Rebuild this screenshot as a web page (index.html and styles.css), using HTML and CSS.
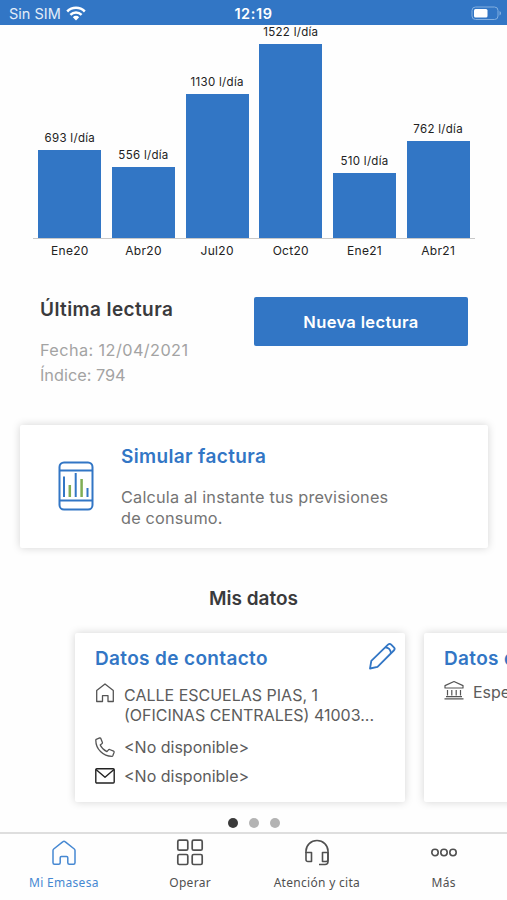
FILE: index.html
```html
<!DOCTYPE html>
<html lang="es">
<head>
    <meta charset="UTF-8">
    <meta name="viewport" content="width=device-width, initial-scale=1.0">
    <title>Mi Emasesa</title>
    <link rel="stylesheet" href="styles.css">
</head>
<body>
    <div class="app">
        <header class="status">
            <div class="carrier">
                <span>Sin SIM</span>
                <svg width="20" height="15" viewBox="0 0 20 15" fill="none" stroke="#fff" stroke-width="2.5">
                    <path d="M1.2 5.5a12.4 12.4 0 0 1 17.6 0"/>
                    <path d="M4.4 8.9a7.9 7.9 0 0 1 11.2 0"/>
                    <path d="M6.8 11.2a4.5 4.5 0 0 1 6.4 0L10 14.4z" fill="#fff" stroke="none"/>
                </svg>
            </div>
            <div class="time">12:19</div>
            <div class="battery">
                <svg width="31" height="15" viewBox="0 0 31 15" fill="none">
                    <rect x="1" y="1" width="26" height="12.5" rx="3.5" stroke="#82afe0"/>
                    <rect x="3" y="3" width="13.5" height="8.5" rx="1.5" fill="#fff"/>
                    <path d="M28.5 5v4.5c2-.8 2-3.7 0-4.5z" fill="#82afe0"/>
                </svg>
            </div>
        </header>

        <main class="content">
            <section class="chart">
                <div class="bars">
                    <div class="col"><span class="value">693 l/día</span><div class="bar" style="height: 88px"></div></div>
                    <div class="col"><span class="value">556 l/día</span><div class="bar" style="height: 71px"></div></div>
                    <div class="col"><span class="value">1130 l/día</span><div class="bar" style="height: 144px"></div></div>
                    <div class="col"><span class="value">1522 l/día</span><div class="bar" style="height: 194px"></div></div>
                    <div class="col"><span class="value">510 l/día</span><div class="bar" style="height: 65px"></div></div>
                    <div class="col"><span class="value">762 l/día</span><div class="bar" style="height: 97px"></div></div>
                </div>
                <div class="months">
                    <span>Ene20</span><span>Abr20</span><span>Jul20</span><span>Oct20</span><span>Ene21</span><span>Abr21</span>
                </div>
            </section>

            <section class="reading">
                <div>
                    <h2 class="reading-title">Última lectura</h2>
                    <p class="reading-text">Fecha: 12/04/2021</p>
                    <p class="reading-text indice">Índice: 794</p>
                </div>
                <button class="btn">Nueva lectura</button>
            </section>

            <section class="simulate">
                <svg width="36" height="50" viewBox="0 0 36 50" fill="none" stroke="#3276c5" stroke-width="2">
                    <rect x="1.5" y="1.5" width="33" height="47" rx="4.5"/>
                    <path d="M1.5 9.5h33M1.5 39.5h33"/>
                    <path d="M6 15.5V36M17.7 12v24M29.5 27v9"/>
                    <path d="M11.8 24v12M23.6 18v18" stroke="#7fad55" stroke-width="2.5"/>
                </svg>
                <div>
                    <h3 class="card-title">Simular factura</h3>
                    <p class="simulate-text">Calcula al instante tus previsiones<br>de consumo.</p>
                </div>
            </section>

            <h2 class="heading">Mis datos</h2>

            <section class="cards">
                <article class="card">
                    <div class="card-head">
                        <h3 class="card-title">Datos de contacto</h3>
                        <svg class="pencil" width="28" height="28" viewBox="0 0 28 28" fill="none" stroke="#3276c5" stroke-width="1.8" stroke-linejoin="round">
                            <path d="M2 26.5l1.3-7.7L20 2.700c1-1 2.300-1 3.200-.1l2.700 2.700c.9.900.9 2.200-.1 3.200L9.500 24.800z"/>
                            <path d="M17.300 5.400c2.800.2 5.200 2.500 5.600 5.600"/>
                        </svg>
                    </div>
                    <div class="row address">
                        <svg width="20" height="20" viewBox="0 0 20 20" fill="none" stroke="#555" stroke-width="1.3" stroke-linejoin="round">
                            <path d="M1.700 7.500L10 1l8.300 6.500v11H13v-5.800H7.500v5.800H1.700z"/>
                        </svg>
                        <p>CALLE ESCUELAS PIAS, 1<br>(OFICINAS CENTRALES) 41003...</p>
                    </div>
                    <div class="row phone">
                        <svg width="20" height="20" viewBox="0 0 20 20" fill="none" stroke="#555" stroke-width="1.3" stroke-linejoin="round">
                            <path d="M1.200 2.300L4.700.9c.5-.1.900.1 1.100.5l1.600 4c.2.400 0 .8-.3 1.100L5.200 8c1.400 3 3.600 5.200 6.700 6.700l1.600-1.900c.3-.3.700-.4 1.100-.3l4 1.600c.4.200.6.600.5 1.100l-1.300 3.500c-.2.500-.5.600-.9.600C8 19.200.8 12 .8 3.200c0-.4.100-.7.400-.9z"/>
                        </svg>
                        <p>&lt;No disponible&gt;</p>
                    </div>
                    <div class="row mail">
                        <svg width="20" height="16" viewBox="0 0 20 16" fill="none" stroke="#222" stroke-width="1.4" stroke-linejoin="round">
                            <rect x=".8" y=".8" width="18.4" height="14.2" rx="1"/>
                            <path d="M1 1.500l9 7.700 9-7.700"/>
                        </svg>
                        <p>&lt;No disponible&gt;</p>
                    </div>
                </article>
                <article class="card">
                    <div class="card-head">
                        <h3 class="card-title">Datos de pago</h3>
                    </div>
                    <div class="row bank">
                        <svg width="20" height="20" viewBox="0 0 20 20" fill="none" stroke="#555" stroke-width="1.2" stroke-linejoin="round">
                            <path d="M1 8V5.600L10 1.500l9 4.100V8z"/>
                            <path d="M3.500 10v5.500M7.800 10v5.500M12.200 10v5.500M16.500 10v5.500M2 16.700h16M.5 18.800h19"/>
                        </svg>
                        <p>Especial</p>
                    </div>
                </article>
            </section>

            <div class="dots"><i class="dot active"></i><i class="dot"></i><i class="dot"></i></div>
        </main>

        <nav class="tabs">
            <a class="tab active">
                <svg width="28" height="28" viewBox="0 0 28 28" fill="none" stroke="currentColor" stroke-width="1.5" stroke-linejoin="round">
                    <path d="M3 11.500c0-.7.200-1.100.700-1.500l9.300-7.400c.6-.5 1.400-.5 2 0l9.300 7.400c.5.400.7.800.7 1.500v12.300c0 1-.5 1.500-1.500 1.500h-4.200c-1 0-1.500-.5-1.500-1.500v-5c0-.8-.4-1.200-1.200-1.200h-5.200c-.8 0-1.200.4-1.200 1.200v5c0 1-.5 1.500-1.500 1.500H4.500c-1 0-1.500-.5-1.500-1.500z"/>
                </svg>
                <span>Mi Emasesa</span>
            </a>
            <a class="tab">
                <svg width="28" height="28" viewBox="0 0 28 28" fill="none" stroke="currentColor" stroke-width="1.7">
                    <rect x="1.8" y="1.2" width="10" height="10" rx="1.5"/>
                    <rect x="16.2" y="1.2" width="10" height="10" rx="1.5"/>
                    <rect x="1.8" y="15.5" width="10" height="10" rx="1.5"/>
                    <rect x="16.2" y="15.5" width="10" height="10" rx="1.5"/>
                </svg>
                <span>Operar</span>
            </a>
            <a class="tab">
                <svg width="28" height="28" viewBox="0 0 28 28" fill="none" stroke="currentColor" stroke-width="1.6" stroke-linejoin="round">
                    <path d="M3 14v-2a11 10.500 0 0 1 22 0v10.500c0 2-1 3-3 3h-6"/>
                    <path d="M3 13.500h5.500v9H5c-1.300 0-2-.7-2-2zM25 13.500h-5.500v9H23c1.300 0 2-.7 2-2z"/>
                </svg>
                <span>Atención y cita</span>
            </a>
            <a class="tab">
                <svg width="28" height="28" viewBox="0 0 28 28" fill="none" stroke="currentColor" stroke-width="1.6">
                    <circle cx="5" cy="13.5" r="3.2"/>
                    <circle cx="14" cy="13.5" r="3.2"/>
                    <circle cx="23" cy="13.5" r="3.2"/>
                </svg>
                <span>Más</span>
            </a>
        </nav>
    </div>
</body>
</html>
```
FILE: styles.css
```css
* {
    margin: 0;
    padding: 0;
    box-sizing: border-box;
}

body {
    font-family: Inter, sans-serif;
    background: #fefefe;
    color: #3a3a3c;
    overflow: hidden;
}

svg {
    display: block;
    flex: none;
}

.app {
    width: 507px;
    height: 900px;
    display: flex;
    flex-direction: column;
    overflow: hidden;
}

.status {
    height: 25px;
    flex: none;
    display: grid;
    grid-template-columns: 1fr auto 1fr;
    align-items: center;
    padding: 2px 5px 0 5px;
    background: #3276c5;
    color: #fff;
    font-size: 14.5px;
}

.carrier {
    display: flex;
    align-items: center;
    gap: 5px;
    padding-left: 4px;
    color: #e2edf8;
}

.time {
    font-weight: 600;
    letter-spacing: 0.6px;
}

.battery {
    justify-self: end;
}

.content {
    flex: 1;
    min-height: 0;
    overflow: hidden;
}

/* Consumption chart */
.chart {
    width: 442px;
    margin-left: 33px;
    font-size: 11.5px;
    color: #222;
}

.bars {
    height: 214px;
    display: grid;
    grid-template-columns: repeat(6, 1fr);
    align-items: end;
    border-bottom: 1px solid #c8c8c8;
}

.col {
    display: flex;
    flex-direction: column;
    align-items: center;
}

.value {
    line-height: 14px;
    margin-bottom: 5px;
    white-space: nowrap;
    letter-spacing: 0.3px;
}

.bar {
    width: 63px;
    background: #3276c5;
}

.months {
    display: grid;
    grid-template-columns: repeat(6, 1fr);
    margin-top: 5px;
    line-height: 14px;
    font-size: 12px;
    letter-spacing: 0.3px;
    text-align: center;
}

/* Last reading */
.reading {
    display: flex;
    justify-content: space-between;
    align-items: flex-start;
    padding: 39px 39px 0 40px;
}

.reading-title {
    font-size: 19px;
    font-weight: 600;
    line-height: 26px;
    letter-spacing: 0.4px;
    margin-bottom: 15px;
}

.reading-text {
    font-size: 16.3px;
    line-height: 25px;
    color: #a3a3a3;
    letter-spacing: 0.4px;
}

.indice {
    letter-spacing: 0;
}

.btn {
    width: 214px;
    height: 49px;
    border: none;
    border-radius: 2px;
    background: #3276c5;
    color: #fff;
    font-family: inherit;
    font-size: 16.5px;
    font-weight: 600;
    letter-spacing: 0.35px;
}

/* Bill simulator */
.simulate {
    display: flex;
    width: 468px;
    height: 123px;
    margin: 37px 0 0 20px;
    padding: 19px 0 0 38px;
    gap: 27px;
    background: #fff;
    border-radius: 2px;
    box-shadow: 0 0 9px rgba(0, 0, 0, 0.17);
}

.simulate svg {
    margin-top: 17px;
}

.card-title {
    font-size: 19px;
    font-weight: 600;
    line-height: 26px;
    color: #3276c5;
    letter-spacing: 0.35px;
    white-space: nowrap;
}

.simulate-text {
    margin-top: 17px;
    font-size: 16.3px;
    line-height: 21px;
    color: #747474;
    letter-spacing: 0.18px;
}

.heading {
    margin-top: 39px;
    font-size: 19px;
    font-weight: 600;
    line-height: 24px;
    text-align: center;
}

/* Contact cards */
.cards {
    display: flex;
    gap: 19px;
    margin: 22px 0 0 75px;
}

.card {
    flex: none;
    width: 330px;
    height: 169px;
    padding: 13px 9px 0 20px;
    background: #fff;
    border-radius: 2px;
    box-shadow: 0 0 9px rgba(0, 0, 0, 0.17);
}

.card-head {
    display: flex;
    justify-content: space-between;
    height: 26px;
}

.pencil {
    margin-top: -4px;
}

.row {
    display: flex;
    gap: 9px;
    font-size: 16px;
    line-height: 20px;
    color: #5c5c5c;
    white-space: nowrap;
}

.address {
    margin-top: 13px;
}

.address svg,
.bank svg {
    margin-top: -2px;
}

.phone {
    margin-top: 12px;
}

.mail {
    margin-top: 9px;
}

.mail svg {
    margin-top: 2px;
}

.bank {
    margin-top: 10px;
}

.dots {
    display: flex;
    justify-content: center;
    gap: 11px;
    margin-top: 16px;
}

.dot {
    width: 10px;
    height: 10px;
    border-radius: 50%;
    background: #b3b3b3;
}

.dot.active {
    background: #3a3a3a;
}

/* Bottom navigation */
.tabs {
    flex: none;
    height: 68px;
    display: grid;
    grid-template-columns: repeat(4, 1fr);
    border-top: 2px solid #dedede;
    background: #fefefe;
}

.tab {
    display: flex;
    flex-direction: column;
    align-items: center;
    padding-top: 5px;
    gap: 7px;
    color: #505050;
    font-family: "Noto Sans", sans-serif;
    font-size: 12px;
    line-height: 17px;
    letter-spacing: 0.3px;
}

.tab.active {
    padding-left: 1px;
    color: #4688d2;
}
```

*-*-*

- Task objective -
From the data, pick out every line that includes "index".

- Final result -
Rebuild this screenshot as a web page (index.html and styles.css), using HTML and CSS.
FILE: index.html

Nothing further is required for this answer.